▶ **EXERCISE OBJECTIVE**
Copy each line with the word "document" in it.
[Start SUPPLIED MATERIAL]
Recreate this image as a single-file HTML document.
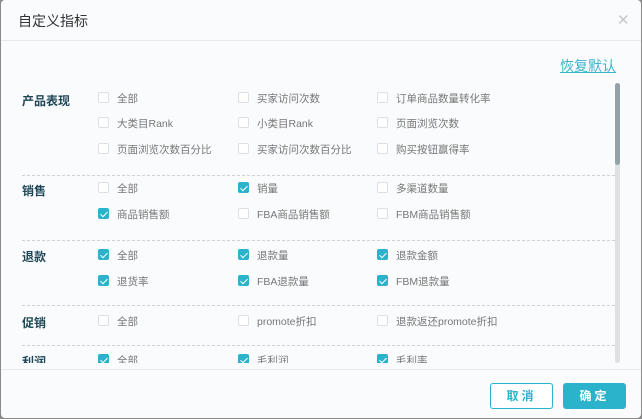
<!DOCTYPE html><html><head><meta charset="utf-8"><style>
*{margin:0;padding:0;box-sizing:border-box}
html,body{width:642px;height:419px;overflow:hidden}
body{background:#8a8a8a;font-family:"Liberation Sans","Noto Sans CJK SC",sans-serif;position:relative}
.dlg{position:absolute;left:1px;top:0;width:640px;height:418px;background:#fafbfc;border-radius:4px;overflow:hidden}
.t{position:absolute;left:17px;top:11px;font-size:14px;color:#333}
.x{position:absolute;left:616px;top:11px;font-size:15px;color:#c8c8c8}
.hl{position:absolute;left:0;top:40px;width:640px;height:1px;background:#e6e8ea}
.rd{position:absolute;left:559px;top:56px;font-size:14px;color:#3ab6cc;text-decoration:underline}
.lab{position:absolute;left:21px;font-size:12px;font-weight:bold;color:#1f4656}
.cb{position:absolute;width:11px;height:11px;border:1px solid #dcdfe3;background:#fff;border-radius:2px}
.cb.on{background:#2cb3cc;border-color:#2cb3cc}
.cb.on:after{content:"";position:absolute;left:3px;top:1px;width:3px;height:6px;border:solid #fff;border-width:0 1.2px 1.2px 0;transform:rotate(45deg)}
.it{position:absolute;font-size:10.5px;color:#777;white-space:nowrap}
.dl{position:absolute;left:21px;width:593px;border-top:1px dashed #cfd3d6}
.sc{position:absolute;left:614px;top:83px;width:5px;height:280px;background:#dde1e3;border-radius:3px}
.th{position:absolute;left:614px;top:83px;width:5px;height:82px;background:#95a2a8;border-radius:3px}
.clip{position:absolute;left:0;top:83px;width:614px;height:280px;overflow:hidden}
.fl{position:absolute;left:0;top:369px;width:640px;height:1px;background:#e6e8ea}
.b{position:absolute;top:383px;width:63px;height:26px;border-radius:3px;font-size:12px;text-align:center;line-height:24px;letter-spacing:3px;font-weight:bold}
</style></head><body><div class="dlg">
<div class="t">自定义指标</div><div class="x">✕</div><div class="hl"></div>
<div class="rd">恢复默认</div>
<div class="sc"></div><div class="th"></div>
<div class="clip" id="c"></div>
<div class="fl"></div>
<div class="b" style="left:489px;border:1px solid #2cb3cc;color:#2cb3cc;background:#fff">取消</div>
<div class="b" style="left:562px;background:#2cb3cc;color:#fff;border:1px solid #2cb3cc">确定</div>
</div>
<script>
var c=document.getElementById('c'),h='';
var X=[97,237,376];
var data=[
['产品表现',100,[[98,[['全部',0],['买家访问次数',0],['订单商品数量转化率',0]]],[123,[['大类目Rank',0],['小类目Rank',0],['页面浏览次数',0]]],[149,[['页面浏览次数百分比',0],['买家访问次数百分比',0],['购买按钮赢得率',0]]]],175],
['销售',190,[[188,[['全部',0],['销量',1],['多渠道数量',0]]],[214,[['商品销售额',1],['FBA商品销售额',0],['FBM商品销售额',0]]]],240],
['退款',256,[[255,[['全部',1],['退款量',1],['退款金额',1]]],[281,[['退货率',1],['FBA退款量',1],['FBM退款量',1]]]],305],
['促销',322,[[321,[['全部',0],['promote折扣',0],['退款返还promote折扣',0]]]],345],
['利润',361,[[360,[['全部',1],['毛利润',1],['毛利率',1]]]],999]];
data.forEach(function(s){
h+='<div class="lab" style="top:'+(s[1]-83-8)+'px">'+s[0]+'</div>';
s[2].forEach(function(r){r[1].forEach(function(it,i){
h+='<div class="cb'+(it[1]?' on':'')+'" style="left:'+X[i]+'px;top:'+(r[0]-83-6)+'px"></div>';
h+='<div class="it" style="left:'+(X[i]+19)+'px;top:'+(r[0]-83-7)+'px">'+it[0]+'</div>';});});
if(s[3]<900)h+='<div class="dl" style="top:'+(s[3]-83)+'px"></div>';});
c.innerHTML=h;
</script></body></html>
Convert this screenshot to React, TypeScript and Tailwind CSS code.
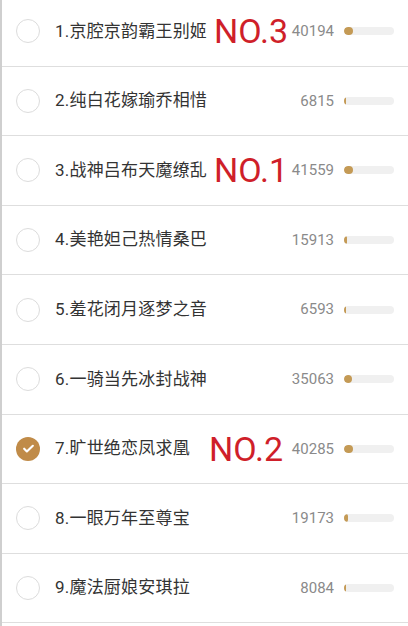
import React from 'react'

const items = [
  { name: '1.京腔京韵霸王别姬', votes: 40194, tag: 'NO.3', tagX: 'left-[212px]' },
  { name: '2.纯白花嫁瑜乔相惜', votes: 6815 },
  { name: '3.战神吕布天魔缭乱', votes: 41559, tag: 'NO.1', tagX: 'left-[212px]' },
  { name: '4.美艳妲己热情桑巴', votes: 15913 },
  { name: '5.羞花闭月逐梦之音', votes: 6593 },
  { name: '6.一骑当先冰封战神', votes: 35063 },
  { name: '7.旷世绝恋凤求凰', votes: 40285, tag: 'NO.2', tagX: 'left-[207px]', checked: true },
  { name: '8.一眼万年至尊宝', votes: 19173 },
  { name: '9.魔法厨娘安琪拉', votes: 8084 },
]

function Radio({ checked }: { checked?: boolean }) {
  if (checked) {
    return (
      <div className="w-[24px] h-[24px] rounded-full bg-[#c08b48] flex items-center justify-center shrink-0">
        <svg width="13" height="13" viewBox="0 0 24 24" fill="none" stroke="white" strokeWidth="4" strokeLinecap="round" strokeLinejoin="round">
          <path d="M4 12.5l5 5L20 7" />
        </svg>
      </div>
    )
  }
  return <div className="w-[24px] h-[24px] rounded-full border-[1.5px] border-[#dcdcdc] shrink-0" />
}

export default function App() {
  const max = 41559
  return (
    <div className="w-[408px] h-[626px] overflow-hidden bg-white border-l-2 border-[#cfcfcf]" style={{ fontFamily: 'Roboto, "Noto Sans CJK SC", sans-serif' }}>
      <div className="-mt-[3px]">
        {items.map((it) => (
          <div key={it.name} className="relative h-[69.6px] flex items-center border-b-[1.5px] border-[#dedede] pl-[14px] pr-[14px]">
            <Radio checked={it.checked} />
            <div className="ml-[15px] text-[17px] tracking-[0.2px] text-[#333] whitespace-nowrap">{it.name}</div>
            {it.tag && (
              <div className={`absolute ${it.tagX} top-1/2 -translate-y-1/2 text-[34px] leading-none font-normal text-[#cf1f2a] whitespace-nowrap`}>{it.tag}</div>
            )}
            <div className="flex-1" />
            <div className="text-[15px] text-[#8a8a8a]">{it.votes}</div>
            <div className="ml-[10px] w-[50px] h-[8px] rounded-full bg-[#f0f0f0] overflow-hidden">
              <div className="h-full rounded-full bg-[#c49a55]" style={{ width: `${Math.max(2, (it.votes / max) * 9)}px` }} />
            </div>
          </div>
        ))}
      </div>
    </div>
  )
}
[End SUPPLIED MATERIAL]
▶ **THE OUTPUT**
Recreate this image as a single-file HTML document.
var c=document.getElementById('c'),h='';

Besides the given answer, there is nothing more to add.